Руслан Петрович очень недовольно посмотрел на подчиненного.
– Слышь, умник, вместо того, чтобы языком даром чесать, пройдись по улице. Может быть, найдется кто-нибудь, страдающий от бессонницы, кто слышал, а еще лучше, видел чего-нибудь интересное.
– Бесполезно, – нахмурился Голобобов. – Мои люди уже все облазили. Им просто никто не открывает, а если и открывают, то только сторожа, заявляющие, что хозяев нет дома, а они сами ничего не видели, ничего не слышали. А насчет того, как убийца проник в дом, это он правильно вопрос ставит. Очень похоже, что в дом его просто впустили. Через ворота. Криминалисты обнаружили свежие следы шин во дворе дома. Рисунок протектора не подходит ни одному из находящихся в гараже автомобилей. Вывод?
– Он подъехал к дому на машине, и охранник открыл ему ворота, – ответил Сыч. – То есть убийца был ему хорошо знаком.
– Согласен.
– Кстати, а почему мы говорим об убийце в единственном числе?

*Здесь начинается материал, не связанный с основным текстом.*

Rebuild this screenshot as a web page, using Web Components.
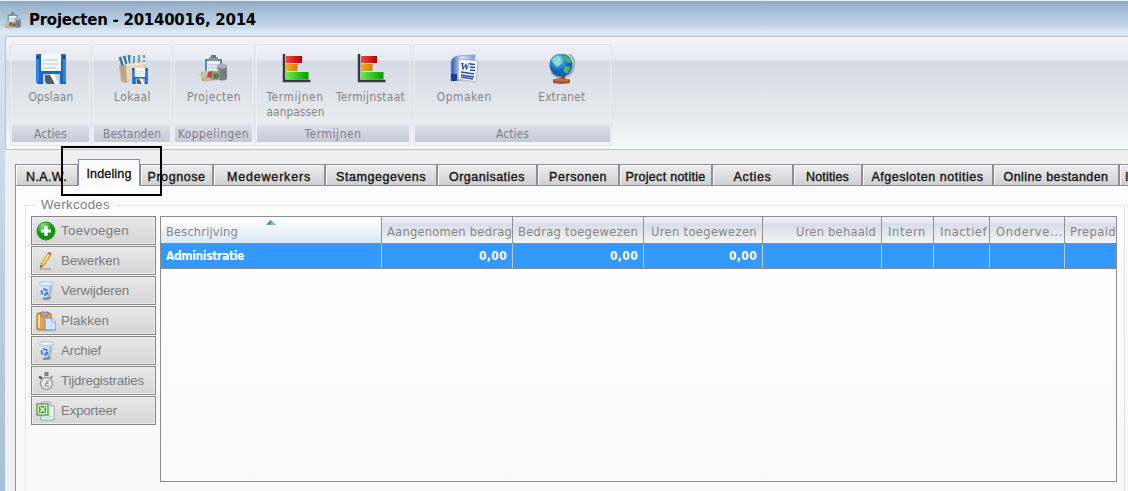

– И вдова, и сын покойного видели только одного человека. На нем была черная трикотажная маска. Он вошел в комнату к Пасечнику-младшему, стащил его с кровати, настучал по голове и связал. Потом отправился в спальню и занялся женщиной. Она проснулась окончательно уже с кляпом во рту. С женщиной, кстати, он обошелся относительно деликатно: обездвижил, обеззвучил, но более пальцем не тронул. В отличие от ее сына.
– Значит, убийца въехал во двор на машине, вышел, устранил охранника, вошел в дом и убил хозяина, после чего нейтрализовал остальных домашних. Я правильно понял?
– Как знать, – помотал головой Голобобов. – Охранника он мог убить самым последним.
– Почему ты так решил?
– Во-первых, охранник сам открыл убийце ворота. Во-вторых, в доме полно камер наружного наблюдения, однако записей на них не оказалось. Их уничтожили, стерли, что прямо свидетельствует о том, что у него в доме был сообщник. После того как все было закончено, убийца прикончил и его. Потом уехал, а ворота закрыть было уже некому. Может, для того, чтобы не оставлять в живых единственного свидетеля, а может, потому, что не хотел делиться награбленным.
– Значит, все-таки цель убийства – ограбление.
– Да шут его знает. Взяли только деньги, сумма, правда, очень приличная. Очень. По приблизительным данным, приближается к миллиону зеленых рублей. Плюс часть драгоценностей. Заметьте, часть. Ту, что попроще. Кольца всякие безликие, цепочки. А вот дорогую, старинную брошь редкости и работы необыкновенной оставили.